> _Given problem_: Copy the entries below exactly. Images do not belong in the copy.

> _Task inputs_:
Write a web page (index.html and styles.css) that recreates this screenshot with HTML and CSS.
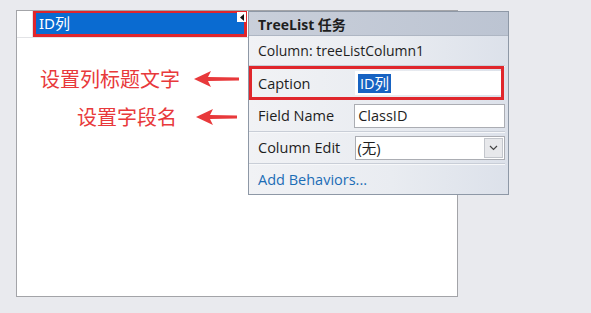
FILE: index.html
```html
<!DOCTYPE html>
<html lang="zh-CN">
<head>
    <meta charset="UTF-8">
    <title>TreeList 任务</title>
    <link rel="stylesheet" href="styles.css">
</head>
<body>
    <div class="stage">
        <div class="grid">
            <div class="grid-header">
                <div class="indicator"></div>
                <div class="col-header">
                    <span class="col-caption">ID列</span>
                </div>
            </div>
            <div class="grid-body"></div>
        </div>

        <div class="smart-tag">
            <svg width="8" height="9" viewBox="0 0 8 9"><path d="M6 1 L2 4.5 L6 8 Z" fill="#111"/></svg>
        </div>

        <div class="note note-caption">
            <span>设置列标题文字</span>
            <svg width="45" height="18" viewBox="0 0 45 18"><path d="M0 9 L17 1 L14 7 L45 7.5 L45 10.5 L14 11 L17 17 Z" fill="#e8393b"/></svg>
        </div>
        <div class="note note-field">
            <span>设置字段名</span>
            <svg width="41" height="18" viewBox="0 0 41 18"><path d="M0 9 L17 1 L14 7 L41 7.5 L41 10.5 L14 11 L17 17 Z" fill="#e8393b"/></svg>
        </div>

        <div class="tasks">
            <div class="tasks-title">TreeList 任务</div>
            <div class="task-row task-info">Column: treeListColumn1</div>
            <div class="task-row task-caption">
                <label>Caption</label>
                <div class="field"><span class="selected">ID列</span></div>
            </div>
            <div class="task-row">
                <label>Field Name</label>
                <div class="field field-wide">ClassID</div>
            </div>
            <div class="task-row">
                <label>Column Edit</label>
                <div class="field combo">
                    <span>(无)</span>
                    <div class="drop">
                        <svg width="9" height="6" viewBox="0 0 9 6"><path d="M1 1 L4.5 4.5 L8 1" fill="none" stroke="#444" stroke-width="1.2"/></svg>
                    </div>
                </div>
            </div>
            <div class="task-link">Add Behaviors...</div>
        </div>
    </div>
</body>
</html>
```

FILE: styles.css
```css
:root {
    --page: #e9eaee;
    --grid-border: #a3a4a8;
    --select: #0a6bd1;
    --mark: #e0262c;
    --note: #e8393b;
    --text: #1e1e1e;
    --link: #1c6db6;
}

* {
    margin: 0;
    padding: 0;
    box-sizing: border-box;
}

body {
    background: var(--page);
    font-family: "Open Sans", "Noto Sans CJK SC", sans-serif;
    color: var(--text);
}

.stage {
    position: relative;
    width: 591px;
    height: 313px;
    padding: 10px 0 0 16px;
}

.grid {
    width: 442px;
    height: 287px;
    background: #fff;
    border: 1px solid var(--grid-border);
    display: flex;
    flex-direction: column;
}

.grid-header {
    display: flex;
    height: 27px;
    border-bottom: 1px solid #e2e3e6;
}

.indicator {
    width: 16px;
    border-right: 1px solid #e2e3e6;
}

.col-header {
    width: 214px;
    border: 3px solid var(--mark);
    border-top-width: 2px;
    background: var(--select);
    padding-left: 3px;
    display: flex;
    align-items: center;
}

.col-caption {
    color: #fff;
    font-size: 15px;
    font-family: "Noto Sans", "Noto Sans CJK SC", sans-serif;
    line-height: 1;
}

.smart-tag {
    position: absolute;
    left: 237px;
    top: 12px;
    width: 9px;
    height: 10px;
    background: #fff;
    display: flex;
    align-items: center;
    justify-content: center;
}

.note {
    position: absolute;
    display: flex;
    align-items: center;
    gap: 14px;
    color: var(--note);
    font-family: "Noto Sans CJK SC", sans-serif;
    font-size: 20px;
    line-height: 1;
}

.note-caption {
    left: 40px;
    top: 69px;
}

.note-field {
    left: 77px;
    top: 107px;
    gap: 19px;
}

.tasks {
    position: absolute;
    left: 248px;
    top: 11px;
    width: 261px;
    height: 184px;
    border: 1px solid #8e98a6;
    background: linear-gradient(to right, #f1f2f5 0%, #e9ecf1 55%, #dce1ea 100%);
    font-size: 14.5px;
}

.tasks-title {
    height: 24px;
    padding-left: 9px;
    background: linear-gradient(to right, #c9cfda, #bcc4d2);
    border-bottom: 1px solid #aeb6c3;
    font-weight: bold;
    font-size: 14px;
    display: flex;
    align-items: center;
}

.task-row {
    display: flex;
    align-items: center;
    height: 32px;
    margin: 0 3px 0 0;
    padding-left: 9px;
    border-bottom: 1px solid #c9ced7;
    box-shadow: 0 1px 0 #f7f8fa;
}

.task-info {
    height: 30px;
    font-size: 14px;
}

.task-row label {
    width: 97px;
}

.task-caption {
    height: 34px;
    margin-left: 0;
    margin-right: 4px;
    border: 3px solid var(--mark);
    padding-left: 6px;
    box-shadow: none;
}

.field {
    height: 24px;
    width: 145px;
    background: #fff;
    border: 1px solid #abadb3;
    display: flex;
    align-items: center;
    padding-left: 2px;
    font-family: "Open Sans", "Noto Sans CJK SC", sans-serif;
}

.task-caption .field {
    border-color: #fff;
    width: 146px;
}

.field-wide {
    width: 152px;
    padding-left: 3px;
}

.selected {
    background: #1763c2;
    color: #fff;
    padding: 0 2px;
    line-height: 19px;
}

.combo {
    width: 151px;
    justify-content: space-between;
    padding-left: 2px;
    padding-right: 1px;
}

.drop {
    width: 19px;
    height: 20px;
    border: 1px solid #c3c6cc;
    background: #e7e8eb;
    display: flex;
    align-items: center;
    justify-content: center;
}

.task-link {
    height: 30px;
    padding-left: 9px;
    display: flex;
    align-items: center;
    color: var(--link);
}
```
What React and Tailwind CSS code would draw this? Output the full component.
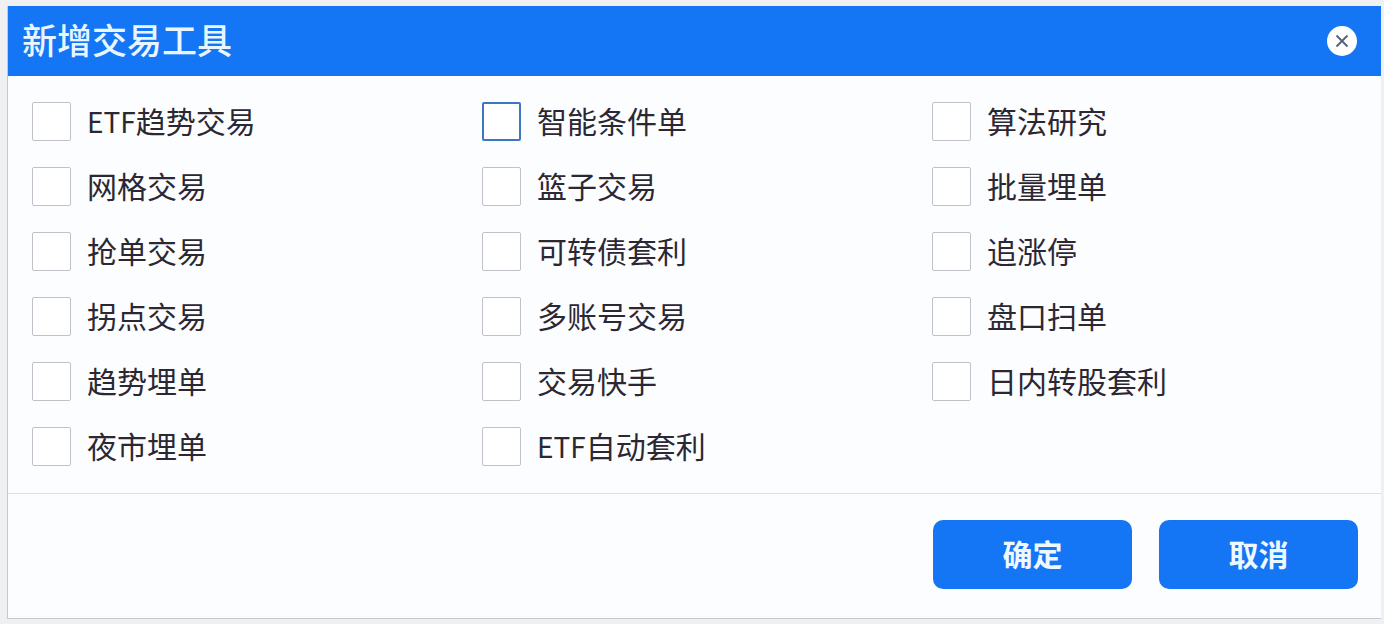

> _Exercise solution_:
Write a web page (index.html and styles.css) that recreates this screenshot with HTML and CSS.
FILE: index.html
```html
<!DOCTYPE html>
<html lang="zh-CN">
<head>
    <meta charset="UTF-8">
    <title>TreeList 任务</title>
    <link rel="stylesheet" href="styles.css">
</head>
<body>
    <div class="stage">
        <div class="grid">
            <div class="grid-header">
                <div class="indicator"></div>
                <div class="col-header">
                    <span class="col-caption">ID列</span>
                </div>
            </div>
            <div class="grid-body"></div>
        </div>

        <div class="smart-tag">
            <svg width="8" height="9" viewBox="0 0 8 9"><path d="M6 1 L2 4.5 L6 8 Z" fill="#111"/></svg>
        </div>

        <div class="note note-caption">
            <span>设置列标题文字</span>
            <svg width="45" height="18" viewBox="0 0 45 18"><path d="M0 9 L17 1 L14 7 L45 7.5 L45 10.5 L14 11 L17 17 Z" fill="#e8393b"/></svg>
        </div>
        <div class="note note-field">
            <span>设置字段名</span>
            <svg width="41" height="18" viewBox="0 0 41 18"><path d="M0 9 L17 1 L14 7 L41 7.5 L41 10.5 L14 11 L17 17 Z" fill="#e8393b"/></svg>
        </div>

        <div class="tasks">
            <div class="tasks-title">TreeList 任务</div>
            <div class="task-row task-info">Column: treeListColumn1</div>
            <div class="task-row task-caption">
                <label>Caption</label>
                <div class="field"><span class="selected">ID列</span></div>
            </div>
            <div class="task-row">
                <label>Field Name</label>
                <div class="field field-wide">ClassID</div>
            </div>
            <div class="task-row">
                <label>Column Edit</label>
                <div class="field combo">
                    <span>(无)</span>
                    <div class="drop">
                        <svg width="9" height="6" viewBox="0 0 9 6"><path d="M1 1 L4.5 4.5 L8 1" fill="none" stroke="#444" stroke-width="1.2"/></svg>
                    </div>
                </div>
            </div>
            <div class="task-link">Add Behaviors...</div>
        </div>
    </div>
</body>
</html>
```

FILE: styles.css
```css
:root {
    --page: #e9eaee;
    --grid-border: #a3a4a8;
    --select: #0a6bd1;
    --mark: #e0262c;
    --note: #e8393b;
    --text: #1e1e1e;
    --link: #1c6db6;
}

* {
    margin: 0;
    padding: 0;
    box-sizing: border-box;
}

body {
    background: var(--page);
    font-family: "Open Sans", "Noto Sans CJK SC", sans-serif;
    color: var(--text);
}

.stage {
    position: relative;
    width: 591px;
    height: 313px;
    padding: 10px 0 0 16px;
}

.grid {
    width: 442px;
    height: 287px;
    background: #fff;
    border: 1px solid var(--grid-border);
    display: flex;
    flex-direction: column;
}

.grid-header {
    display: flex;
    height: 27px;
    border-bottom: 1px solid #e2e3e6;
}

.indicator {
    width: 16px;
    border-right: 1px solid #e2e3e6;
}

.col-header {
    width: 214px;
    border: 3px solid var(--mark);
    border-top-width: 2px;
    background: var(--select);
    padding-left: 3px;
    display: flex;
    align-items: center;
}

.col-caption {
    color: #fff;
    font-size: 15px;
    font-family: "Noto Sans", "Noto Sans CJK SC", sans-serif;
    line-height: 1;
}

.smart-tag {
    position: absolute;
    left: 237px;
    top: 12px;
    width: 9px;
    height: 10px;
    background: #fff;
    display: flex;
    align-items: center;
    justify-content: center;
}

.note {
    position: absolute;
    display: flex;
    align-items: center;
    gap: 14px;
    color: var(--note);
    font-family: "Noto Sans CJK SC", sans-serif;
    font-size: 20px;
    line-height: 1;
}

.note-caption {
    left: 40px;
    top: 69px;
}

.note-field {
    left: 77px;
    top: 107px;
    gap: 19px;
}

.tasks {
    position: absolute;
    left: 248px;
    top: 11px;
    width: 261px;
    height: 184px;
    border: 1px solid #8e98a6;
    background: linear-gradient(to right, #f1f2f5 0%, #e9ecf1 55%, #dce1ea 100%);
    font-size: 14.5px;
}

.tasks-title {
    height: 24px;
    padding-left: 9px;
    background: linear-gradient(to right, #c9cfda, #bcc4d2);
    border-bottom: 1px solid #aeb6c3;
    font-weight: bold;
    font-size: 14px;
    display: flex;
    align-items: center;
}

.task-row {
    display: flex;
    align-items: center;
    height: 32px;
    margin: 0 3px 0 0;
    padding-left: 9px;
    border-bottom: 1px solid #c9ced7;
    box-shadow: 0 1px 0 #f7f8fa;
}

.task-info {
    height: 30px;
    font-size: 14px;
}

.task-row label {
    width: 97px;
}

.task-caption {
    height: 34px;
    margin-left: 0;
    margin-right: 4px;
    border: 3px solid var(--mark);
    padding-left: 6px;
    box-shadow: none;
}

.field {
    height: 24px;
    width: 145px;
    background: #fff;
    border: 1px solid #abadb3;
    display: flex;
    align-items: center;
    padding-left: 2px;
    font-family: "Open Sans", "Noto Sans CJK SC", sans-serif;
}

.task-caption .field {
    border-color: #fff;
    width: 146px;
}

.field-wide {
    width: 152px;
    padding-left: 3px;
}

.selected {
    background: #1763c2;
    color: #fff;
    padding: 0 2px;
    line-height: 19px;
}

.combo {
    width: 151px;
    justify-content: space-between;
    padding-left: 2px;
    padding-right: 1px;
}

.drop {
    width: 19px;
    height: 20px;
    border: 1px solid #c3c6cc;
    background: #e7e8eb;
    display: flex;
    align-items: center;
    justify-content: center;
}

.task-link {
    height: 30px;
    padding-left: 9px;
    display: flex;
    align-items: center;
    color: var(--link);
}
```
What React and Tailwind CSS code would draw this? Output the full component.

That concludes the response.